Heads up: If you’re updating a live presentation, warn users about changes. You don’t want someone halfway through a quiz when you swap out all the questions.
Step 3: Navigate to the Quiz Section
- In Edit mode, look for the “Add Questions” or “Quiz” tab. It’s usually in the left menu or as an option when adding new slides.
- Click to start adding a quiz slide.
What to ignore: Don’t get distracted by fancy “attachments” or “surveys” unless you know you need them. They’re different from quizzes. Quizzes are graded; surveys are not.
Step 4: Add Your First Question
- Choose “Add Question” or similar—Brainshark may call it “Insert Question Slide.”
- Pick your question type:
- Multiple Choice: The go-to for most quizzes. Let users pick one or more answers.
- True/False: Fast, but easy to guess.
- Fill-in-the-Blank: Harder to grade and easy to mess up, especially if spelling matters.
Honest take: Stick with multiple choice unless you have a good reason not to. Fill-in-the-blank is more trouble than it’s worth for most use cases.
Writing the Question
- Keep it simple. No double negatives or long-winded setups.
- Write the question text in the provided field.
- Enter answer choices. Mark the correct one(s).
- Add feedback if you want. (You can show a custom message if someone gets it wrong or right, but it’s optional.)
Pro tip: If you need to randomize answer order, look for that checkbox. Otherwise, users will spot patterns (the answer is always C!).
Step 5: Set Question Options
For each question, you’ll usually see:
- Points: How much is this question worth? Default is usually 1.
- Attempts allowed: Let users try again or just once? If it’s compliance, stick with one.
- Required: Does the user have to answer to move on? Usually, yes.
Don’t overthink it: Unless you’re building a certification exam, keep the options simple. More settings = more headaches.
Step 6: Add More Questions and Organize
- Click “Add Another Question” or the plus (+) button to keep going.
- You can drag and drop to reorder questions if needed.
- If you want to group questions after certain sections, insert quiz slides throughout the presentation—not just at the end.
What doesn’t work well: Avoid super-long quizzes. People start guessing, and you get garbage data. Five solid questions are better than fifteen throwaways.
Step 7: Set Quiz Properties
Now, configure the quiz as a whole—not just individual questions.
- Passing Score: Set the percentage needed to pass (e.g., 80%). Don’t set this too high unless there’s a real reason.
- Allow Retake: Decide if users can retake the quiz (handy for learning, not so much for certifications).

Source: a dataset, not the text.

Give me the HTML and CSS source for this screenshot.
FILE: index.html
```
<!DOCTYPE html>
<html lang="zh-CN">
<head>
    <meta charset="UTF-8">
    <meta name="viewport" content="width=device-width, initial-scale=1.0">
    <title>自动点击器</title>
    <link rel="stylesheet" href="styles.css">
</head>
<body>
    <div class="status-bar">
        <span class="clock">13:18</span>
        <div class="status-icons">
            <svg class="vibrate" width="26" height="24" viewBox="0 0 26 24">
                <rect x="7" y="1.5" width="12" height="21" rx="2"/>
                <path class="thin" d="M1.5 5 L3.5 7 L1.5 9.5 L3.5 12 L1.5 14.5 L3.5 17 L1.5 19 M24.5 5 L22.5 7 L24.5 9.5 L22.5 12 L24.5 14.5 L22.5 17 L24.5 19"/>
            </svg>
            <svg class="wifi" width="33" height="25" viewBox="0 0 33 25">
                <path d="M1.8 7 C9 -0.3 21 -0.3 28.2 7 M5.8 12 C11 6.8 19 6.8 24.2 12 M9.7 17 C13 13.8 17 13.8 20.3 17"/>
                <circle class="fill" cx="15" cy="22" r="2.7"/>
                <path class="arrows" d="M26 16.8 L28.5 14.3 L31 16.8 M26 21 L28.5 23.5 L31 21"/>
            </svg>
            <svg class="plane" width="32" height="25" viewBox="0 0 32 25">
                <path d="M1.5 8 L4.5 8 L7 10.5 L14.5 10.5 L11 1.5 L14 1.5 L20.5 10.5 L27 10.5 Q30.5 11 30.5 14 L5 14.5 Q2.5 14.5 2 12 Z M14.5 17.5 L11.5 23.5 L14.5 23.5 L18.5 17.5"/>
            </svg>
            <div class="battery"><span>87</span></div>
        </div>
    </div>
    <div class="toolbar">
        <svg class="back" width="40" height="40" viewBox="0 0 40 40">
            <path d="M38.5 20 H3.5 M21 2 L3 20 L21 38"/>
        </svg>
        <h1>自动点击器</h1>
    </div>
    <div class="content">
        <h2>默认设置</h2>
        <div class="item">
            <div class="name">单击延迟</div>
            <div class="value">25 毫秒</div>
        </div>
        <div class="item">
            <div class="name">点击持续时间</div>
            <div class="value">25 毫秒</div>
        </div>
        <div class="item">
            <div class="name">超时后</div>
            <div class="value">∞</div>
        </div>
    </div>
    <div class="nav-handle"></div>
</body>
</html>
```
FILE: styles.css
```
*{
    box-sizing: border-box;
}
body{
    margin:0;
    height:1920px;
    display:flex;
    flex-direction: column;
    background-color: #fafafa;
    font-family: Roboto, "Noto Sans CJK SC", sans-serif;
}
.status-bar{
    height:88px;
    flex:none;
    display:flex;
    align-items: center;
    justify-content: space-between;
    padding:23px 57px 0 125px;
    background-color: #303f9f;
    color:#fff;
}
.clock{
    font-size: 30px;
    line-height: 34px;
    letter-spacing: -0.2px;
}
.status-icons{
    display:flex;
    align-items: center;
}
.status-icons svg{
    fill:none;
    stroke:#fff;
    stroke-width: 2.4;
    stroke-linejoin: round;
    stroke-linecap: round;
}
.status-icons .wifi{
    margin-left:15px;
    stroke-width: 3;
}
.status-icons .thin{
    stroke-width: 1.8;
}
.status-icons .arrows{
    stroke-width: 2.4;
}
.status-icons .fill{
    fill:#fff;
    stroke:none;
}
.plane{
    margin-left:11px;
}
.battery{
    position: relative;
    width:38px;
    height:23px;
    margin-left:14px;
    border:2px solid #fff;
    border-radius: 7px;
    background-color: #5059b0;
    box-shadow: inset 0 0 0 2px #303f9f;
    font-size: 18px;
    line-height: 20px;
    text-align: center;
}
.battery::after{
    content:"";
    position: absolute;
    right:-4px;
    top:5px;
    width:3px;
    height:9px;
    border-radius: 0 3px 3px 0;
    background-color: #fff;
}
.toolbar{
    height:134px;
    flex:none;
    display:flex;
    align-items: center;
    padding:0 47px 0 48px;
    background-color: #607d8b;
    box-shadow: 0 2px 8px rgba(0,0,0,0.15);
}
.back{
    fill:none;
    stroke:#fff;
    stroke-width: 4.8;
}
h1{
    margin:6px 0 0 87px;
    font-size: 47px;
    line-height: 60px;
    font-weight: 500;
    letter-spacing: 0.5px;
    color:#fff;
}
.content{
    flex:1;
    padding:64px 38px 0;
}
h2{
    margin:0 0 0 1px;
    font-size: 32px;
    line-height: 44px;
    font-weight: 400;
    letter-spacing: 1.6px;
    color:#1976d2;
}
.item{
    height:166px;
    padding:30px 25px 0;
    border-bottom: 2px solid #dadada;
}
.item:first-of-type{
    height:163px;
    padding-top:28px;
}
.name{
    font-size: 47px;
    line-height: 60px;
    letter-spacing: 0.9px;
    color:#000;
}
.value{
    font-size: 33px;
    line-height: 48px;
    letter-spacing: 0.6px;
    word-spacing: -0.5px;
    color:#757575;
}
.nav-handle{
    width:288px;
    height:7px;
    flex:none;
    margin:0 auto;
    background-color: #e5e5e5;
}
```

- Show Correct Answers: You can choose to show users what they got right/wrong. For learning, this helps. For compliance, maybe not.
Warning: Some organizations require proof that users passed without seeing answers. If in doubt, check your policy.
Step 8: Preview Your Quiz
- Use Brainshark’s “Preview” or “Play” feature to see how the quiz looks and works.

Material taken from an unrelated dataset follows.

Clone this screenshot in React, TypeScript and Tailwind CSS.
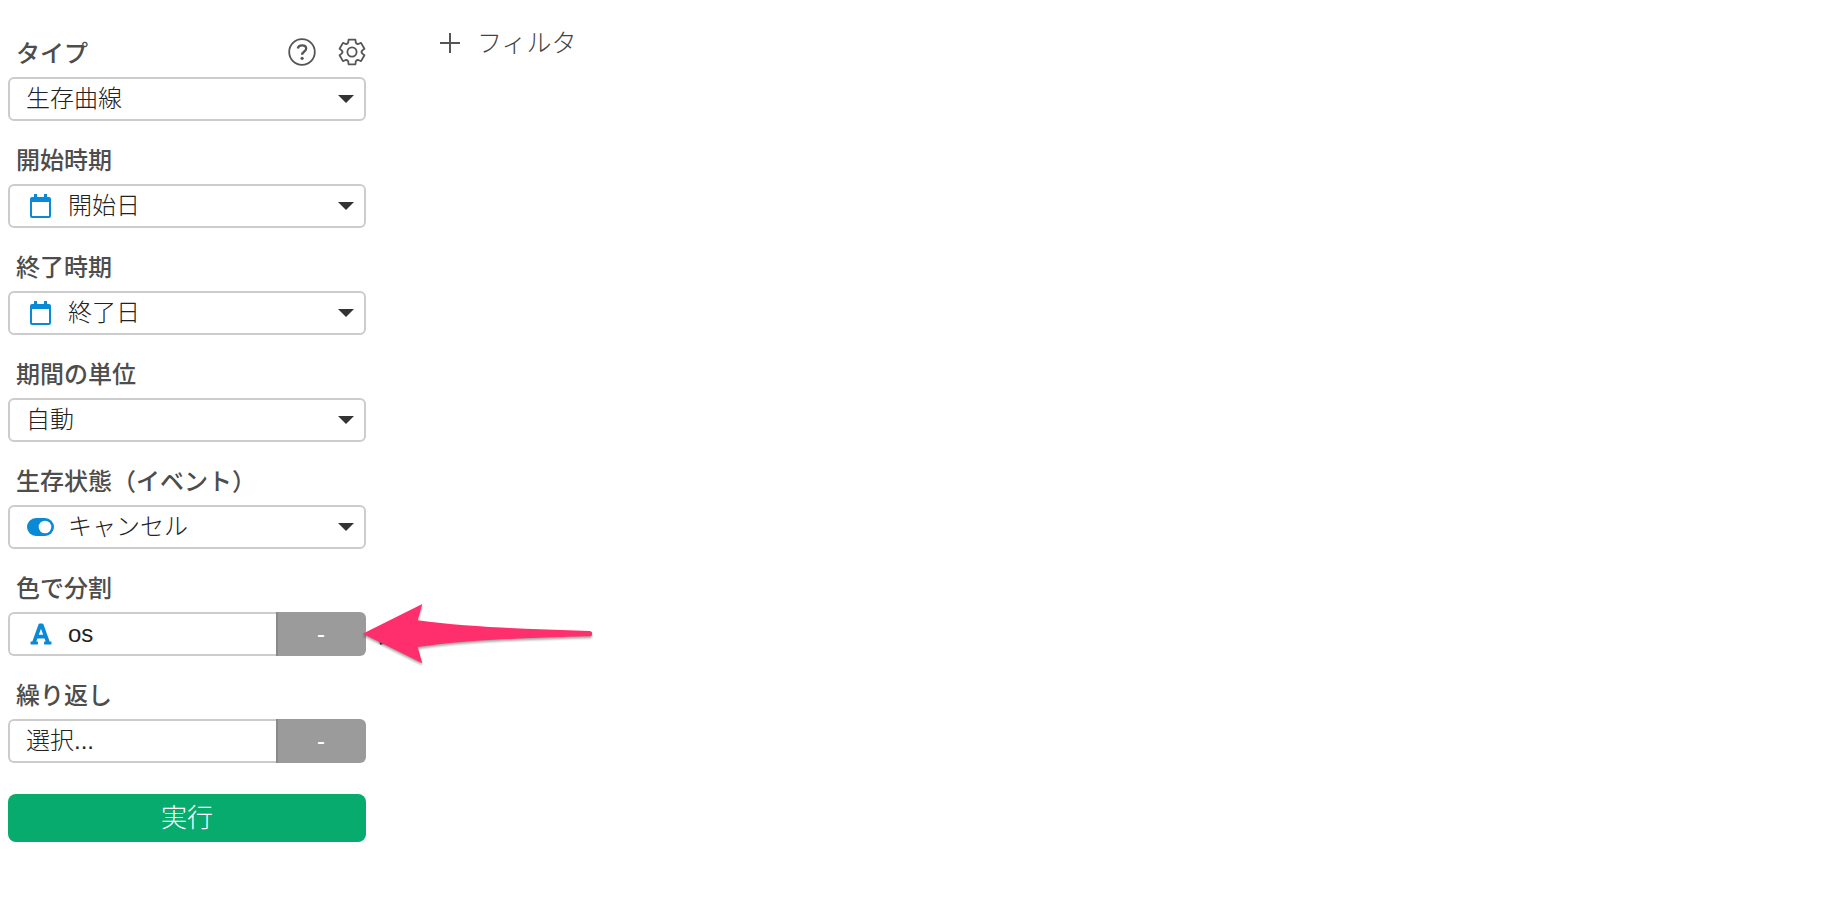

- Answer questions yourself. Try to break it—pick wrong answers, skip questions, click Next too soon.
- Check if feedback and scoring work as expected.
Don’t skip this. Typos and bad logic are easy to miss until you see the quiz in action.
Step 9: Publish or Update Your Presentation
- Save all changes.
- If this is a new presentation, publish it.
- If you updated an existing one, notify users (if needed) and make sure the new quiz is live.
Reminder: If people have already completed the presentation, check if their scores get reset by your changes. Brainshark handles this differently depending on your settings.
Step 10: Review Results and Adjust
- Go to the reporting or analytics section in Brainshark.
- See who’s taking the quiz, what questions are commonly missed, and overall scores.
- Fix or reword any questions that everyone gets wrong. It’s usually a bad question, not bad learners.
What to ignore: Don’t obsess over every individual score unless it’s critical. Look for patterns that show where your material (or your questions) aren’t clear.
Pro Tips for Better Brainshark Quizzes
- Keep it short: 3–5 questions per quiz. More than that, and you lose people.
- Clear, unambiguous wording: If a question can be misread, it will be.
- Mix types sparingly: Multiple choice is almost always fine. T/F and fill-in can trip people up or be too easy to guess.
- Don’t use quizzes for trivia: Only ask about key concepts.
- Give feedback: If you want people to learn, tell them why they got something wrong.
- Test on real users: Watch someone else take your quiz. You’ll spot things you missed.
What Doesn’t Work (and What to Ignore)
- Endless settings: Brainshark has lots of options, but very few matter for basic quizzes.
- Surveys vs. quizzes: Surveys aren’t scored. Don’t use them if you need to track completion or pass/fail.
- Trick questions: They don’t test learning—they just annoy people.
- Overusing feedback: Sometimes less is more. If every question has a paragraph of explanation, people stop reading.
Keep It Simple, Iterate, and Move On
You don’t need a perfect quiz on your first try. Get something basic out there, see how people do, and tweak as needed. Most importantly, focus on clear questions that actually measure what you care about. Don’t get lost chasing every feature or setting—just create a quiz that does the job and helps your learners.
If you’re stuck, start small. It’s easier to add questions later than to fix a confusing quiz after dozens of people have struggled through it. Good luck—and remember, most people would rather be doing anything other than taking a quiz. Make yours painless and you’ll stand out.